Author: Minimalist Baker
Prep Time 15 minutes
Cook Time 15 minutes
Total Time 30 minutes
Servings: 3 (bowls)
Category: Entree
Cuisine: Gluten-Free, Mexican-Inspired, Vegan
Freezer Friendly No
Does it keep? 2-3 Days



  • 1 15-ounce can black or pinto beans
  • 1/2 tsp ground cumin
  • 1/2 tsp chili powder
  • ~1/8 - 1/4 tsp sea salt (to taste)


  • 1 Tbsp olive or grape seed oil
  • 3 cloves garlic, minced (3 cloves yield ~1 1/2 Tbsp)
  • 1/4 cup diced red or white onion
  • 1 medium head cauliflower, grated into “rice” (see method here)
  • 1 pinch sea salt (plus more to taste)
  • 3 Tbsp lime juice (~ 2 limes)
  • 1 tsp ground cumin (plus more to taste)
  • 1/2 tsp chili powder
  • 1/3 cup red or green salsa (plus more for serving // I like Trader Joe’s Chunky Salsa)
  • 1/4 cup fresh chopped cilantro (plus more for serving)
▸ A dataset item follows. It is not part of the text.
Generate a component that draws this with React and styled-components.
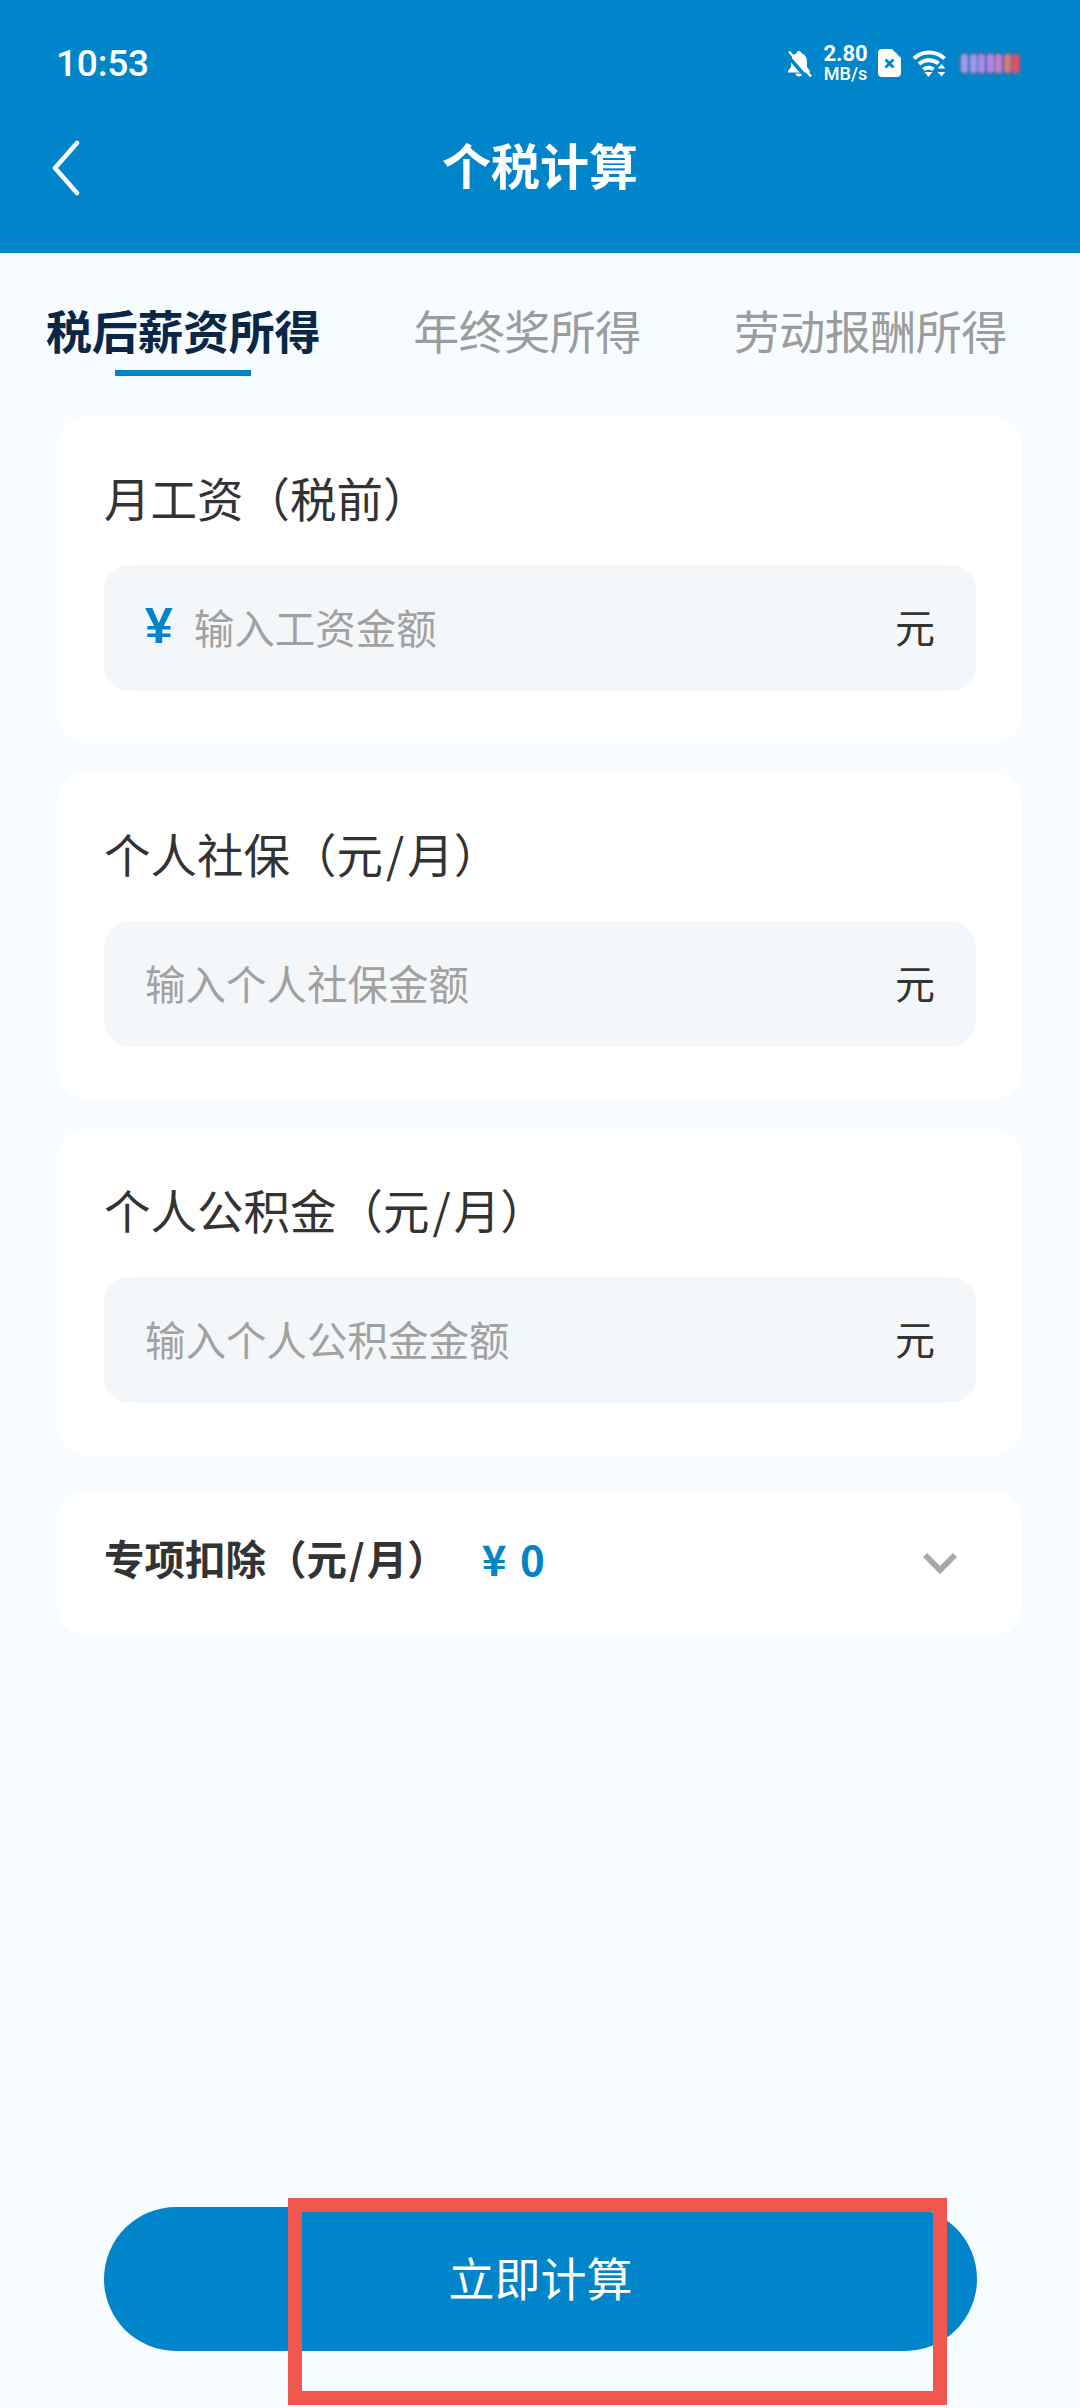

  • 1 Tbsp olive or grape seed oil
  • 1 medium red, green, orange, or yellow bell pepper (thinly sliced lengthwise)
  • 1/2 medium red onion (sliced into 1/4-inch rings)
  • 1 pinch sea salt


  1. Add beans to a small saucepan over medium heat and season with spices to taste. Once bubbling, reduce heat to low and stir occasionally.
  2. Prepare cauliflower rice by following these instructions. Then heat a large rimmed skillet over medium heat.
  3. Once hot, add oil, garlic, onion, and a pinch each salt and pepper. Sauté for 1 minute, stirring frequently. Then add cauliflower ‘rice’ and stir to coat.
  4. Place the lid on to steam the rice for about 2-4 minutes or until almost tender like rice (al dente in texture), stirring occasionally. Chop up your bell pepper and onion at this time.
  5. Remove rice from heat and transfer to a large mixing bowl. Add lime juice, cumin, chili powder, salsa and fresh cilantro. Stir to combine and taste and adjust seasonings accordingly, adding salt, pepper, lime juice, salsa, or more spices as desired. Set aside.
  6. Heat the large skillet back over medium-high heat. Once hot, add oil, bell pepper and onion and a pinch of sea salt. Sauté, stirring frequently, until slightly softened and they take on a little color - about 4 minutes.
  7. To serve, divide rice, beans, and peppers between serving bowls. Enjoy as is or with corn tortillas, chips, salsa, lime juice, hot sauce, or guacamole (recipe in notes).
  8. Best when fresh, though leftovers keep for 2-3 days in the refrigerator.
  9. Serve with desired toppings (listed above) or as is. I recommend avocado, lime juice, hot sauce, and cilantro.
  10. Best when fresh, though leftovers keep covered in the refrigerator for 2-3 days. Reheat in a 350 degree F (176 C) oven until warmed through - about 20 minutes. See notes for instructions on making ahead of time.


*Guacamole (amount as original recipe is written // adjust if altering batch size): Mash 2 ripe avocados with 1 Tbsp (15 ml) lime juice, 1 Tbsp (15 ml) lemon juice, 1/4 tsp sea salt, 1/2 jalapeño, deseeded and sliced, 1/4 cup (40 g) diced red onion, and 1/4 cup (20 g) diced cilantro. Taste and adjust seasonings as needed.
*Recipe adapted from / inspired by my Cauliflower Rice Stuffed Peppers.
*Nutrition information is a rough estimate calculated without additional toppings or guacamole.